Knowing a person comes to mind. I thought I knew my parents well when I was a child, but when I became an adult, I discovered new things about them and my relationship changed. I try to relate to God as a person, not as a set of propositions.
Interesting points David. I grew up with a theological understanding of God as being a bit like Father Christmas, hopefully a lot kinder and more generous than adults I knew. It took decades to untangle some of this muddle, as much was unconscious.
Your comment also evokes in me of one of those standard evangelical challenge statements: “how is your relationship with God?”
In those earlier years I phantasised that my relationship was really good with the person of Christ, and would have answered accordingly. Part of this stream of thinking included another (not exclusively evo) idea of “practising the presence”.
Nowadays I feel these things are at best reductive, and misrepresent how God is comprehended. I’m no less passionate about our Saviour, but have had to revise the way I communicate about Him. My main aim is for authenticity.

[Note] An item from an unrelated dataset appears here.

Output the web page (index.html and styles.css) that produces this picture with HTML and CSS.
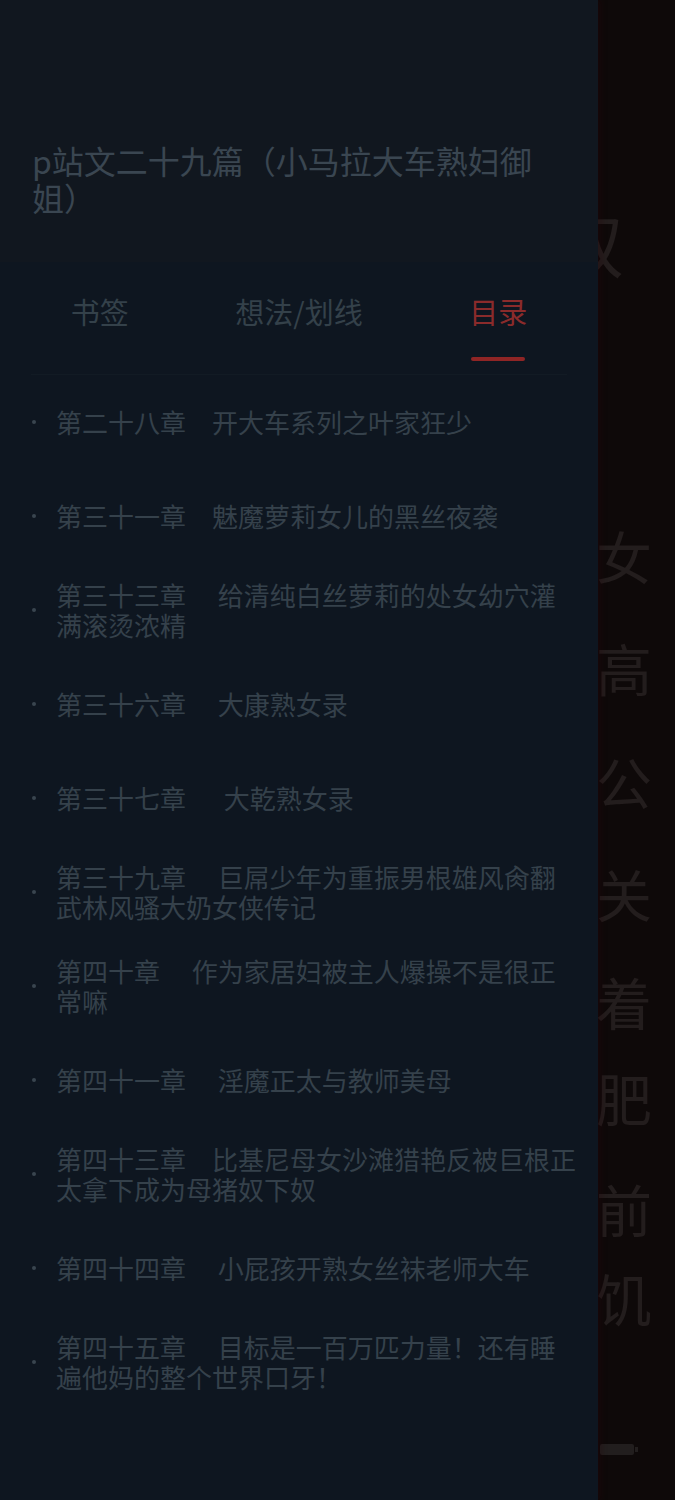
FILE: index.html
```html
<!DOCTYPE html>
<html lang="zh-CN">
<head>
<meta charset="utf-8">
<title>目录</title>
<link rel="stylesheet" href="styles.css">
</head>
<body>
<div class="reader">
  <div class="big-char">奴</div>
  <div class="col">
    <div class="ch">女</div>
    <div class="ch">高</div>
    <div class="ch">公</div>
    <div class="ch">关</div>
    <div class="ch">着</div>
    <div class="ch">肥</div>
    <div class="ch">前</div>
    <div class="ch">饥</div>
  </div>
  <div class="battery"><span class="fill"></span><span class="nub"></span></div>
</div>

<aside class="drawer">
  <header class="head">
    <h1 class="title">p站文二十九篇（小马拉大车熟妇御姐）</h1>
  </header>
  <nav class="tabs">
    <div class="tab"><span class="label">书签</span></div>
    <div class="tab"><span class="label">想法/划线</span></div>
    <div class="tab active"><span class="label">目录</span><span class="bar"></span></div>
  </nav>
  <div class="divider"></div>
  <ul class="toc">
    <li><span class="dot"></span><span class="txt">第二十八章　开大车系列之叶家狂少</span></li>
    <li><span class="dot"></span><span class="txt">第三十一章　魅魔萝莉女儿的黑丝夜袭</span></li>
    <li><span class="dot"></span><span class="txt">第三十三章　 给清纯白丝萝莉的处女幼穴灌满滚烫浓精</span></li>
    <li><span class="dot"></span><span class="txt">第三十六章　 大康熟女录</span></li>
    <li><span class="dot"></span><span class="txt">第三十七章　  大乾熟女录</span></li>
    <li><span class="dot"></span><span class="txt">第三十九章　 巨屌少年为重振男根雄风肏翻武林风骚大奶女侠传记</span></li>
    <li><span class="dot"></span><span class="txt">第四十章　 作为家居妇被主人爆操不是很正常嘛</span></li>
    <li><span class="dot"></span><span class="txt">第四十一章　 淫魔正太与教师美母</span></li>
    <li><span class="dot"></span><span class="txt">第四十三章　比基尼母女沙滩猎艳反被巨根正太拿下成为母猪奴下奴</span></li>
    <li><span class="dot"></span><span class="txt">第四十四章　 小屁孩开熟女丝袜老师大车</span></li>
    <li><span class="dot"></span><span class="txt">第四十五章　 目标是一百万匹力量！还有睡遍他妈的整个世界口牙！</span></li>
  </ul>
</aside>
</body>
</html>
```

FILE: styles.css
```css
* { box-sizing: border-box; }
html, body {
  margin: 0;
  padding: 0;
  width: 675px;
  height: 1500px;
  overflow: hidden;
  background: #0e0909;
  font-family: "Noto Sans CJK SC", "Noto Sans", sans-serif;
}

/* reader page behind the drawer */
.reader {
  position: relative;
  width: 675px;
  height: 1500px;
  padding-top: 208px;
  padding-left: 598px;
  color: #231d1d;
}
.big-char {
  margin-left: -44px;
  font-size: 70px;
  line-height: 70px;
  height: 70px;
}
.col {
  margin-top: 249px;
  display: flex;
  flex-direction: column;
}
.ch {
  font-size: 56px;
  line-height: 56px;
  height: 56px;
  margin-left: -2px;
}
.ch:nth-child(2) { margin-top: 56px; }
.ch:nth-child(3) { margin-top: 58px; }
.ch:nth-child(4) { margin-top: 56px; }
.ch:nth-child(5) { margin-top: 52px; }
.ch:nth-child(6) { margin-top: 40px; }
.ch:nth-child(7) { margin-top: 55px; }
.ch:nth-child(8) { margin-top: 33px; }

.battery {
  margin-top: 118px;
  margin-left: 2px;
  width: 38px;
  height: 12px;
  display: flex;
  align-items: center;
}
.battery .fill {
  width: 34px;
  height: 11px;
  border-radius: 2px;
  background: #221e1e;
}
.battery .nub {
  width: 3px;
  height: 5px;
  margin-left: 1px;
  background: #221e1e;
}

/* drawer overlay */
.drawer {
  position: absolute;
  top: 0;
  left: 0;
  width: 598px;
  height: 1500px;
  background: #0e1620;
  display: flex;
  flex-direction: column;
  box-shadow: 3px 0 6px rgba(40, 6, 12, 0.35);
}
.head {
  height: 262px;
  background: #11171f;
  padding: 142px 40px 0 32px;
}
.title {
  margin: 0;
  font-size: 32px;
  line-height: 37px;
  font-weight: 400;
  color: #3a4651;
}
.tabs {
  height: 112px;
  display: flex;
}
.tab {
  flex: 1;
  display: flex;
  flex-direction: column;
  align-items: center;
  padding-top: 31px;
}
.label {
  font-size: 29px;
  line-height: 36px;
  color: #34414a;
}
.tab.active .label { color: #8b2b2b; }
.bar {
  margin-top: 28px;
  width: 54px;
  height: 4px;
  border-radius: 2px;
  background: #8f2525;
}
.divider {
  height: 1px;
  margin: 0 31px;
  background: #121b24;
}
.toc {
  list-style: none;
  margin: 0;
  padding: 0 18px 0 32px;
}
.toc li {
  height: 94px;
  display: flex;
  align-items: center;
}
.dot {
  flex: none;
  width: 4px;
  height: 4px;
  border-radius: 50%;
  background: #39454f;
  margin-right: 20px;
}
.txt {
  font-size: 26px;
  line-height: 30px;
  color: #35414b;
  white-space: pre-wrap;
}
```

Truth to tell, I can go through the whole day without remembering God or Jesus at all. Or at least, it feels like that. I want to be like the people I admire who trust God in every circumstance, ‘wrestle in prayer’ and see mighty things but my reality is far other. However, I did have an opportunity to trust God recently when my original birth certificate and a bank statement were mislaid in an office block for six weeks. While lying awake at one in the morning, fearful that there would soon be a knock on the door to let me know that my home no longer belonged to me, I managed to reiterate my firm decision to trust God so that even if I ended a penniless vagrant he was in control and I would trust him. The envelope containing the documents was found a few days later! Fun. Why don’t you try it?
Your candour is refreshing David. And more convincing to me than all the high powered big prayer wrestlers of old. I have actually been giving “it” a try! Still learning…
I like the definition of old age that it is when you stop learning.
😀. Hopefully, that’s death! Happy Christmas!